The irony of our hosting a Super Bowl party is that we are not big football fans. If the subject does come up, we can be found wearing Miami Dolphins t-shirts and jerseys. Although there is no chance of them making it to the Super Bowl anytime soon, my son and husband are hoping the rumors of Peyton Manning going to Miami are true. (Personally, I am just waiting for pitchers and catchers to report for spring training.) Regardless, our excitement about this year’s game was more about being New Yorkers than anything else and so planned a party.

We have made plenty of birthday parties and have had numerous people for holiday meals. However, there was something about the impending influx of these boys that made me anxious, as if the biggest game of the year was not enough to keep them occupied. Afraid that only I was excited to watch Madonna’s half-time show, I needed a plan to keep the boys entertained before play resumed.

If Martha Stewart had showed up to our home that evening, I wonder if she would have been proud or quietly disappointed. After making about a hundred cake pops, the idea was to dip them in melted chocolate and sprinkle them in various toppings. Martha would have been proud. When the pops activity was over, we had large white cookies for the boys to decorate in the spirit of the big game with different color icing and other toppings. Good idea? Yes, but Martha would have raised an eyebrow because the cookies were not homemade.

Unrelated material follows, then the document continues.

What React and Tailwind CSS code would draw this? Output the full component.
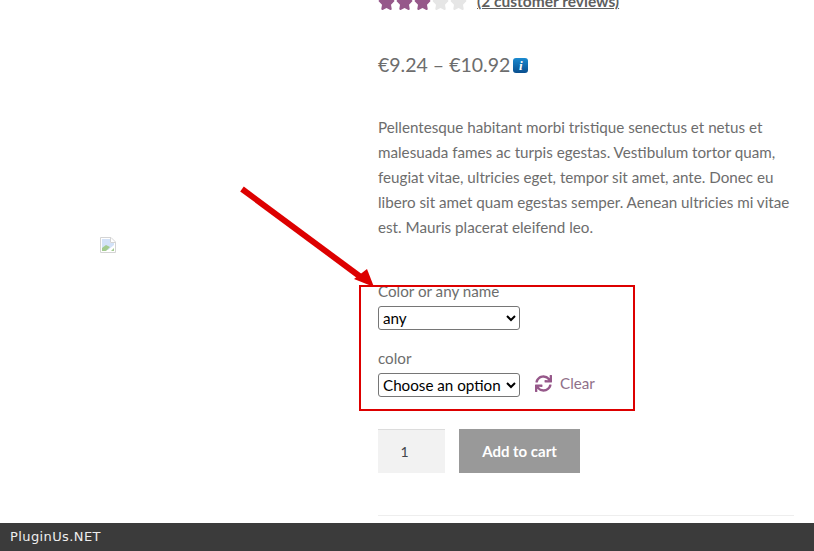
import React from 'react';
import { FaStar, FaSync } from 'react-icons/fa';

const Stars = () => (
  <div className="flex gap-[1px] text-[17px]">
    <FaStar className="text-[#96588a]" />
    <FaStar className="text-[#96588a]" />
    <FaStar className="text-[#96588a]" />
    <FaStar className="text-[#e6e6e6]" />
    <FaStar className="text-[#e6e6e6]" />
  </div>
);

// broken image placeholder
const BrokenImage = () => (
  <svg width="16" height="16" viewBox="0 0 16 16">
    <path d="M0.5 0.5H11L15.5 5V15.5H0.5Z" fill="#fff" stroke="#d4d4d4" />
    <path d="M2 2H10V6H14V8L8 13H2Z" fill="#d3e2f8" />
    <path d="M2 14V11L6 8L10 10L6 14Z" fill="#a3cb90" />
    <path d="M11 14L14 11V14Z" fill="#a3cb90" />
    <path d="M10.5 1V5.5H15" fill="#fff" stroke="#d4d4d4" />
  </svg>
);

const InfoBadge = () => (
  <span className="flex h-[15px] w-[15px] items-center justify-center rounded-[3px] bg-gradient-to-b from-[#1a8ad0] to-[#0a4f8f] font-['Liberation_Serif',serif] text-[13px] font-bold italic leading-none text-white">
    i
  </span>
);

const Field = ({ label, children }) => (
  <div>
    <div className="mb-[4px] h-[22px] text-[15.2px] leading-[22px] text-[#6d6d6d]">{label}</div>
    {children}
  </div>
);

const selectClass = "h-[24px] w-[142px] rounded-[3px] border border-[#767676] bg-white text-[15.2px] text-black";

export default function App() {
  return (
    <div className="relative flex h-[551px] w-[814px] flex-col overflow-hidden bg-white font-['Lato',sans-serif]">
      <div className="flex min-h-0 flex-1">
        {/* Gallery */}
        <div className="w-[378px] shrink-0 pl-[100px] pt-[237px]">
          <BrokenImage />
        </div>

        {/* Summary */}
        <div className="w-[416px] shrink-0 text-[#6d6d6d]">
          <div className="-mt-[6px] flex h-[16px] items-center gap-[10px]">
            <Stars />
            <a className="text-[15.5px] font-bold text-[#5f5f5f] underline">(2 customer reviews)</a>
          </div>

          <div className="mt-[40px] flex h-[30px] items-center gap-[3px]">
            <span className="text-[19.5px] text-[#6d6d6d]">€9.24 – €10.92</span>
            <InfoBadge />
          </div>

          <p className="mt-[35px] text-[15.2px] leading-[25px]">
            Pellentesque habitant morbi tristique senectus et netus et malesuada fames ac turpis egestas. Vestibulum tortor quam, feugiat vitae, ultricies eget, tempor sit amet, ante. Donec eu libero sit amet quam egestas semper. Aenean ultricies mi vitae est. Mauris placerat eleifend leo.
          </p>

          <div className="mt-[40px] flex flex-col gap-[17px]">
            <Field label="Color or any name">
              <select className={selectClass} defaultValue="any">
                <option>any</option>
              </select>
            </Field>
            <Field label="color">
              <div className="flex items-center gap-[15px]">
                <select className={selectClass} defaultValue="Choose an option">
                  <option>Choose an option</option>
                </select>
                <div className="-mt-[3px] flex items-center gap-[8px] text-[#96588a]">
                  <FaSync className="text-[17px]" />
                  <span className="text-[15.2px] text-[#8f7089]">Clear</span>
                </div>
              </div>
            </Field>
          </div>

          <div className="mt-[32px] flex gap-[14px]">
            <div className="flex h-[44px] w-[67px] items-center justify-center border-t border-[#dcdcdc] bg-[#f2f2f2] pr-[14px] text-[14px] text-[#43454b]">
              1
            </div>
            <button className="h-[44px] w-[121px] bg-[#999999] text-[15px] font-bold text-white">Add to cart</button>
          </div>

          <div className="mt-[42px] border-t border-[#eeeeee]" />
        </div>
      </div>

      {/* Footer */}
      <div className="flex h-[28px] shrink-0 items-center bg-[#3b3b3b] pl-[10px] font-['DejaVu_Sans',sans-serif] text-[13px] tracking-[0.4px] text-[#eeeeee]">
        PluginUs.NET
      </div>

      {/* Annotation overlay */}
      <div className="absolute left-[359px] top-[285px] h-[126px] w-[276px] border-2 border-[#dd0000]" />
      <svg className="absolute left-[236px] top-[182px]" width="140" height="110" viewBox="0 0 140 110">
        <path d="M6 7L126 96" stroke="#dd0000" strokeWidth="6" fill="none" />
        <path d="M131 87L138 105L118 97Z" fill="#dd0000" />
      </svg>
    </div>
  );
}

As the boys arrived, many in Giants gear, one of my daughters came downstairs – in a dress. I asked her about her wardrobe choice and she said, in all seriousness, that she was ready for the “Super BALL.” She thought she was Cinderella. Clearly, there was a misunderstanding.
By the time Madonna and her Egyptian minions took the field, the game was exciting and the activities were going well, though I was still waiting for the asteroid’s arrival. I was not inviting trouble, but was surprised that nothing had yet gone. My lamps were in one piece, the game was not a blow-out and the boys were all smiling. They even posed for pictures, despite having three Patriot fans in the pack, and began a football game of their own in my basement. The night was going perfectly and I was becoming convinced that we might avert all disasters. Everything was fine – until the Giants won. Who could have predicted THAT would have been the problem? Enter asteroid.

My first year in sleep away camp, I was really excited about the camp-wide singing competition where boys campus and girls campus competed against each other. We practiced for days, dressed up and even wore make-up. The same age as my son who was currently hosting friends, I remember how devastated I was when girls campus lost the sing-off that year. I cried and cried. Not only was I extremely disappointed, but I was also terrified that my older brother who was a member of boys’ campus was going to rub it in my face. It was an awful night. I remember it like it was yesterday.

Therefore, I knew exactly how one of the boys felt when the Giants won. A diehard Pats fan, he was crushed when Brady’s hail-Mary was incomplete, when his beloved Patriots imploded during the last minute of the game and when his team – the one favored to win it all – walked off the field stunned. Crying and wailing, he was almost inconsolable. His mother had luckily joined us for the last quarter and served as a source comfort. “I don’t like football anymore!” he said, crying into his mother’s shoulder. His pain and disappointment were real and I knew exactly where he was coming from. And with all of my planning, this was one scenario I did not see coming.

When you’re eight years old, it is not just a game. Luckily for this boy, he is a Patriots fan. Chances are good they will be back in the Super Bowl before he knows it. I did not ask him, however, if he was a Mets fan. There was no need to rub salt in the wound.